This photograph of my old secondary school shows a section of secure fencing and gates recently installed around the perimeter of the school grounds. Until a few months ago the boundary of the school’s playing fields were marked by wooden fencing and open gateways. These enabled the playing fields to be used by anyone for access and, in keeping with their design, sporting activities. The new fence, along with the factory-fresh lockable gates may signify a response to a real or perceived problem, and, as such this enceinte may come to be justified if the specific problem is seen to reduce or disappear.
However, problematising the arrival of this perimeter fencing reveals more fundamental concerns regarding the nature of schooling and the regulation of pupils.
One consideration is the way fencing demarcates the school as a site for education. Schools are locations where learning is territorialised; circumvallation of those locations re-territorialises learning. The school, located within the community, is now segregated from that community, with a physical barrier which acts to include some while excluding others.
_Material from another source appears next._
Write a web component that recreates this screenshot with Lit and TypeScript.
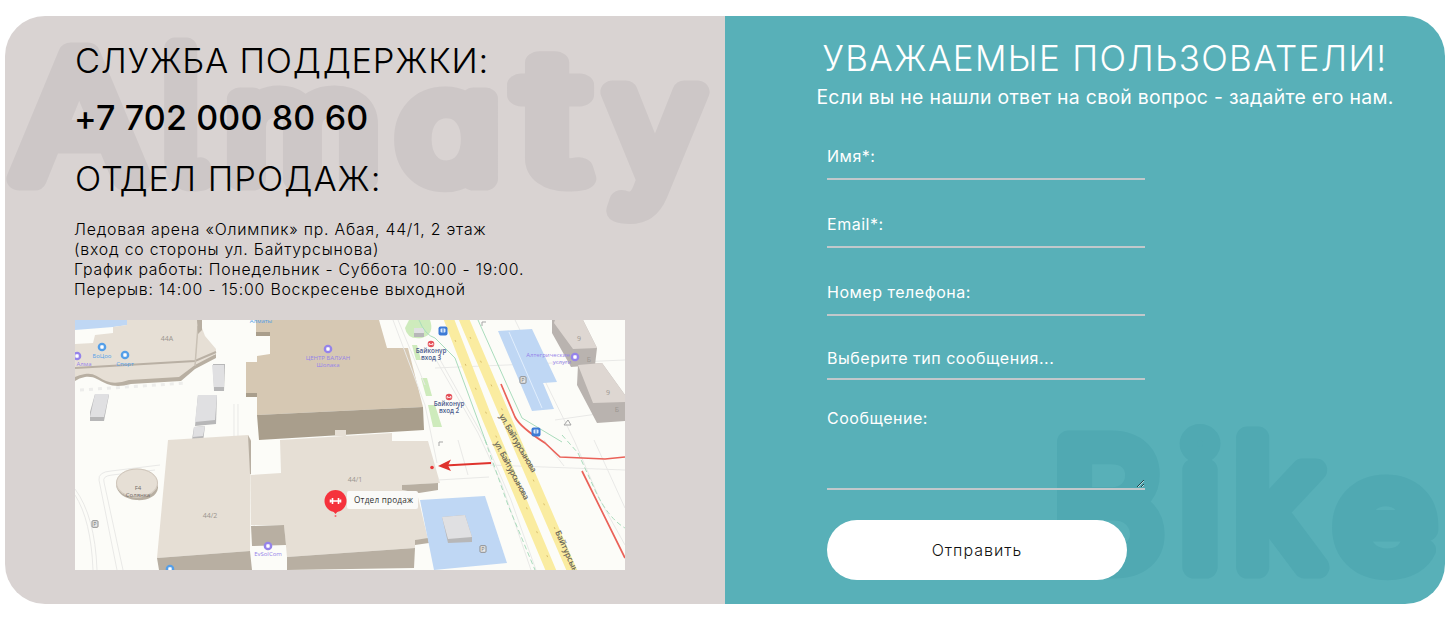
import { LitElement, html, svg, css } from "lit";
import { customElement } from "lit/decorators.js";

// letter, x, advance width, font size
type Glyph = [string, number, number, number];

@customElement("word-mark")
class WordMark extends LitElement {
  static properties = { glyphs: { attribute: false }, baseline: { type: Number } };
  declare glyphs: Glyph[];
  declare baseline: number;
  static styles = css`
    :host { position: absolute; inset: 0; pointer-events: none; }
    svg { display: block; width: 720px; height: 588px; }
    text {
      font-family: Inter, "Open Sans", sans-serif;
      font-weight: 300;
      font-feature-settings: "cv11" 1, "cv05" 1;
      fill: var(--mark);
      stroke: var(--mark);
      stroke-width: 23px;
      stroke-linejoin: round;
    }
  `;
  render() {
    return html`<svg viewBox="0 0 720 588" aria-hidden="true">
      ${this.glyphs.map(
        ([c, x, w, s]) => svg`<text x=${x} y=${this.baseline} font-size=${s} textLength=${w} lengthAdjust="spacingAndGlyphs">${c}</text>`
      )}
    </svg>`;
  }
}

@customElement("location-map")
class LocationMap extends LitElement {
  static styles = css`
    :host { display: block; width: 550px; height: 250px; }
    svg { display: block; font-family: "Open Sans", "Noto Sans", sans-serif; }
    .roof { fill: #e6dfd5; }
    .wall { fill: #b8afa2; }
    .tan { fill: #d6c8b3; }
    .tanwall { fill: #a99e8c; }
    .grey { fill: #e0e0e2; }
    .greywall { fill: #b7b7b8; }
    .water { fill: #bfd7f4; }
    .park { fill: #c6e8b2; }
    .road { fill: none; stroke: #faeca0; stroke-width: 10; }
    .path { fill: none; stroke: #e9e9e7; stroke-width: 1; }
    .green { fill: none; stroke: #a9dcbc; stroke-width: 1; }
    .dash { stroke-dasharray: 5 3; }
    .red { fill: none; stroke: #ea6259; stroke-width: 1.7; stroke-linejoin: round; }
    .violet { fill: #9583ea; }
    .blue { fill: #559fe8; }
    .num { font-size: 7px; fill: #9b958f; text-anchor: middle; }
    .poi { font-size: 6px; text-anchor: middle; }
    .metro { font-size: 6.3px; font-weight: 600; fill: #4b5b8c; text-anchor: middle; }
    .street { font-size: 8.2px; font-weight: 600; fill: #6a675a; }
    .tag { font-size: 8.2px; fill: #333; }
  `;
  dot(x: number, y: number, kind: string) {
    return svg`<circle class=${kind} cx=${x} cy=${y} r="4.3"/><rect x=${x - 1.7} y=${y - 1.7} width="3.4" height="3.4" rx=".7" fill="#fff"/>`;
  }
  parking(x: number, y: number) {
    return svg`<rect x=${x - 3} y=${y - 3.3} width="6" height="6.6" rx="1" fill="#e9e9e9" stroke="#8d8d8d"/><text x=${x} y=${y + 2} font-size="5.5" text-anchor="middle" fill="#777">P</text>`;
  }
  busStop(x: number, y: number) {
    return svg`<rect x=${x - 4.5} y=${y - 4.5} width="9" height="9" rx="2" fill="#3d7bd5"/><rect x=${x - 2.5} y=${y - 2.5} width="5" height="4" rx="1" fill="#d9e8fc"/><path d="M${x} ${y - 2.5}v4" stroke="#3d7bd5"/>`;
  }
  metro(x: number, y: number) {
    return svg`<circle cx=${x} cy=${y} r="3.3" fill="#e45058"/><path d="M${x - 1.8} ${y + 1.3}v-2l1.8 1.5 1.8-1.5v2" fill="none" stroke="#fff" stroke-width=".9"/>`;
  }
  render() {
    return html`<svg width="550" height="250" viewBox="0 0 550 250">
      <rect width="550" height="250" fill="#fcfcf8"/>
      <path class="water" d="M0 0H53V5L38 7 0 10Z"/>
      <path class="wall" d="M0 49 120 41 141 34V38L120 49 106 61 56 64Q42 68 32 64C22 60 20 56 10 57Q4 58 0 61Z"/>
      <path class="roof" d="M18 23 20 15 38 13V7L52 5V0H124L130 16 141 29V34L120 45 104 57 54 60Q40 65 31 61C20 56 20 53 10 54Q4 55 0 57V24Z"/>
      <path d="M0 48 120 41 141 32" fill="none" stroke="#b9b0a4" stroke-width="2"/><path d="M120 46 123 6" fill="none" stroke="#c9c1b5" stroke-width="1.5"/>
      <path class="wall" d="M122 0H127V10L123 14Z"/>
      <path d="M5 70 112 63" stroke="#ededeb" stroke-width="3" stroke-dasharray="4 5"/>
      <path class="greywall" d="M138 44H150L149 71H139Z"/><path class="grey" d="M137 45H149V67H139Z"/>
      <path class="greywall" d="M20 74 34 75 29 101H15V92Z"/><path class="grey" d="M20 74H34L29 97H15Z"/>
      <path class="greywall" d="M123 75H142L141 104 120 106Z"/><path class="grey" d="M123 75H142L140 100 120 102Z"/>
      <path class="greywall" d="M119 107 130 106 128 122 117 120Z"/><path class="grey" d="M119 107 130 106 128 116 118 117Z"/>
      <path class="path" d="M159 84V121M163 84V121M0 175Q16 200 18 250M0 169Q20 196 22 250M42 250 24 160Q23 152 36 151L85 145M48 250 29 162Q27 156 37 155L80 150"/>

      <path class="tan" d="M181 0H304L312 28H333L348 87 182 95V77H171V42H182V36L195 34V16H181Z"/>
      <path class="tanwall" d="M182 95 348 87 349 110 184 120ZM181 12H195V16H181ZM171 73H182V77H171Z"/>
      <path class="roof" d="M205 120 317 113V121H353L365 163 327 165V170L342 173 353 219 340 220V228L212 237 209 205H176V155L206 153Z"/>
      <path class="roof" d="M260 110H271V116H260Z"/>
      <path class="wall" d="M176 206 209 205 211 225 177 226ZM212 237 340 228 339 248 212 250ZM327 165 363 163V170L344 173 327 170ZM340 220 353 218 354 223 340 225Z"/>
      <path class="roof" d="M93 120 173 115 176 120 175 231 82 238Z"/>
      <path class="wall" d="M82 238 175 231 177 250H84ZM173 115 176 121V154H175Z"/>
      <path class="wall" d="M41 165H83V168C82 177 71 181 61 180 50 179 42 173 41 165Z"/>
      <ellipse class="roof" cx="62" cy="163" rx="21" ry="14.5"/><ellipse cx="62" cy="163" rx="20.5" ry="14" fill="none" stroke="#cfc6bb"/>

      <path class="park" d="M334 0H355Q360 14 347 18 332 20 330 8ZM337 25H342L346 40H341ZM346 58H352L357 76H351ZM353 85H360L367 107H358Z" opacity=".85"/>
      <path class="greywall" d="M339 8H349V17H339Z"/><path class="grey" d="M339 8H349V13H339Z"/>
      <path class="path" d="M318 0 350 85 362 143M323 0 350 65M360 38 403 113 427 165 456 250M363 36 410 120 436 180 461 250M360 48 550 40M415 145 550 150M440 0 499 120 525 180 550 225M480 100 550 90M469 120 489 146M519 120 550 188M363 160 414 157M383 120 393 155"/>
      <path class="green" d="M344 0Q350 15 360 18L380 38 412 125"/><path class="green" d="M403 0 432 65 447 98 487 122"/>
      <path class="green dash" d="M410 120 433 185 460 250M487 115 503 133 520 170Q533 198 550 208"/>
      <path class="road" d="M373-3 412 98 477 253M388-3 428 91 498 253"/>
      <path d="M380 20 476 245M395 17 492 236" fill="none" stroke="#d8bd6b" stroke-dasharray="2 24"/>
      <path class="water" d="M423 11 457 9 482 62 468 63 479 89 457 91Z"/><path d="M434 12 467 88" stroke="#eaf4ff" stroke-width=".8"/>
      <path class="water" d="M345 180 410 176 432 243 359 250Z"/>
      <path class="greywall" d="M367 197 390 195 397 217V222L373 223 368 201Z"/><path class="grey" d="M367 197 390 195 397 217 373 219Z"/>
      <path fill="#b9b3af" d="M477 0H508L522 28 520 45 496 47 477 13ZM503 45 527 43 550 75V101L522 103 502 65Z"/>
      <path fill="#ded7d2" d="M480 0H508L522 28 498 29 479 3ZM503 45 527 43 550 75V82L518 83Z"/>

      <path class="red" d="M426 64 440 97Q445 107 470 123L485 137 530 139 550 137M507 151 550 238"/>
      <path d="M416 143 370 145.5" stroke="#df332d" stroke-width="2"/><path d="M363 146 376 139.5 373 145.5 376 151Z" fill="#df332d"/><circle cx="357" cy="147.5" r="1.8" fill="#e93636"/>

      <text class="num" x="92" y="21">44A</text><text class="num" x="135" y="198">44/2</text><text class="num" x="280" y="162">44/1</text>
      <text class="num" x="504" y="21">9</text><text class="num" x="533" y="75">9</text><text class="num" x="514" y="42">Б</text><text class="num" x="542" y="92">Б</text>
      ${this.dot(27, 27, "blue")}${this.dot(50, 35, "blue")}${this.dot(2, 36, "violet")}${this.dot(253, 29, "violet")}${this.dot(500, 37, "violet")}${this.dot(193, 226, "violet")}${this.dot(95, 249, "blue")}
      <text class="poi blue" x="27" y="38">БоЦоо</text><text class="poi blue" x="50" y="46">Спорт</text><text class="poi violet" x="9" y="46">Алма</text>
      <text class="poi blue" x="186" y="3">Алматы</text>
      <text class="poi violet" x="253" y="40">ЦЕНТР БАЛУАН</text><text class="poi violet" x="253" y="47">Шолака</text>
      <text class="poi violet" x="473" y="37">Алтегрические</text><text class="poi violet" x="487" y="44">услуги</text>
      <rect x="178" y="231" width="32" height="19" fill="#fcfcf8"/><text class="poi violet" x="193" y="236">EvSolCom</text>
      <text class="poi" fill="#746d68" x="63" y="170">F4</text><text class="poi" fill="#746d68" x="63" y="177">Солянка</text>
      ${this.busStop(368, 11)}${this.busStop(461, 112)}${this.metro(356, 24)}${this.metro(374, 77)}
      <text class="metro" x="356" y="33">Байконур</text><text class="metro" x="356" y="40">вход 3</text>
      <text class="metro" x="374" y="86">Байконур</text><text class="metro" x="374" y="93">вход 2</text>
      ${this.parking(448, 60)}${this.parking(20, 204)}${this.parking(408, 229)}
      <path d="M407 6V2H411M364 126V122H368M489 105 493 100 496 105Z" fill="none" stroke="#a5a5a5"/>
      <text class="street" textLength="66" transform="translate(424 96) rotate(60)">ул. Байтурсынова</text>
      <text class="street" textLength="65" transform="translate(419 123) rotate(62)">ул. Байтурсынова</text>
      <text class="street" transform="translate(480 212) rotate(66)">Байтурсынова</text>

      <rect x="272" y="171" width="71" height="18" rx="2" fill="#fafaf8"/><text class="tag" x="279" y="183" textLength="59">Отдел продаж</text>
      <circle cx="260.5" cy="181" r="11" fill="#f5323c"/><path d="M257 190H264L260.5 194Z" fill="#f5323c"/><circle cx="260.5" cy="196" r="1" fill="#f5666d"/>
      <path d="M255.3 181H265.7M257.5 178V184M263.5 178V184M255.5 179.5V182.5M265.5 179.5V182.5" stroke="#fff" stroke-width="1.6"/>
    </svg>`;
  }
}

@customElement("app-root")
class AppRoot extends LitElement {
  static styles = css`
    :host { display: block; box-sizing: border-box; height: 620px; padding: 16px 8px 16px 5px; background: #fff; font-family: Inter, "Open Sans", sans-serif; }
    .card { display: flex; height: 588px; border-radius: 40px; overflow: hidden; }
    .side { position: relative; box-sizing: border-box; width: 720px; height: 588px; }
    .info { background: #d9d3d2; --mark: #cdc7c7; color: #000; padding: 25px 70px 0; }
    .ask { background: #58b0b8; --mark: #50a9b2; color: #fff; }
    .body { position: relative; }
    .info h2 { margin: 0; font-size: 34.5px; font-weight: 300; line-height: 40px; white-space: nowrap; }
    .support { letter-spacing: 0.75px; }
    .phone { margin: 17px 0 21px -1px; font-size: 34px; font-weight: 500; line-height: 40px; letter-spacing: 0.15px; white-space: nowrap; }
    .sales { letter-spacing: 1px; }
    .address { margin: 21px 0 20px -1px; font-size: 15.8px; font-weight: 300; line-height: 20px; letter-spacing: 0.8px; white-space: nowrap; }
    .ask .body { padding: 22px 0 0 40px; }
    .ask h2 { margin: 0; text-align: center; font-size: 35px; font-weight: 300; line-height: 40px; letter-spacing: 1.3px; white-space: nowrap; }
    .lead { margin: 8px 0 0; text-align: center; font-size: 19.4px; line-height: 22px; letter-spacing: 0.3px; white-space: nowrap; }
    form { display: flex; flex-direction: column; width: 318px; margin: 28px 0 0 62px; }
    input, textarea, select, button { box-sizing: border-box; font-family: inherit; margin: 0; }
    input, textarea, select {
      width: 318px; border: 0; border-bottom: 2px solid #c1c8cb; border-radius: 0; outline: none; appearance: none;
      padding: 0 0 2px; background: transparent; color: #fff; font-size: 16px; letter-spacing: 0.52px;
    }
    input { height: 44px; margin-bottom: 24px; }
    select { height: 40px; }
    textarea { height: 84px; margin-top: 26px; padding: 2px 0; line-height: 20px; }
    ::placeholder { color: #fff; opacity: 1; }
    button { width: 300px; height: 60px; margin-top: 30px; border: 0; border-radius: 30px; background: #fff; color: #111; font-size: 16px; font-weight: 300; letter-spacing: 1px; }
  `;
  render() {
    const almaty: Glyph[] = [["A", 9, 131, 172], ["l", 156, 44, 178], ["m", 221, 153, 147], ["a", 393, 101, 147], ["t", 515, 66, 172], ["y", 602, 96, 160]];
    const bike: Glyph[] = [["B", 327, 112, 172], ["i", 454, 42, 177], ["k", 508, 89, 177], ["e", 611, 98, 147]];
    return html`<main class="card">
      <section class="side info">
        <word-mark .glyphs=${almaty} .baseline=${163}></word-mark>
        <div class="body">
          <h2 class="support">СЛУЖБА ПОДДЕРЖКИ:</h2>
          <p class="phone">+7 702 000 80 60</p>
          <h2 class="sales">ОТДЕЛ ПРОДАЖ:</h2>
          <p class="address">Ледовая арена «Олимпик» пр. Абая, 44/1, 2 этаж<br />(вход со стороны ул. Байтурсынова)<br />График работы: Понедельник - Суббота 10:00 - 19:00.<br />Перерыв: 14:00 - 15:00 Воскресенье выходной</p>
          <location-map></location-map>
        </div>
      </section>
      <section class="side ask">
        <word-mark .glyphs=${bike} .baseline=${551}></word-mark>
        <div class="body">
          <h2>УВАЖАЕМЫЕ ПОЛЬЗОВАТЕЛИ!</h2>
          <p class="lead">Если вы не нашли ответ на свой вопрос - задайте его нам.</p>
          <form @submit=${(e: Event) => e.preventDefault()}>
            <input type="text" placeholder="Имя*:" />
            <input type="email" placeholder="Email*:" />
            <input type="tel" placeholder="Номер телефона:" />
            <select><option>Выберите тип сообщения...</option></select>
            <textarea placeholder="Сообщение:"></textarea>
            <button type="submit">Отправить</button>
          </form>
        </div>
      </section>
    </main>`;
  }
}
A related consideration is what the fencing says about the ways in which pupils are regulated within the school environment. In her study of how the socio-spatial context of schools impacts on promoting citizenship among pupils, Brown states that “[s]chool architecture… embodies social attitudes towards children and their socialization” (2012: 21). With regards to playgrounds, while they appear to be spaces for young people, they are, as Thomson points out “a space conceived by adults to contain children at school” (2005: 76).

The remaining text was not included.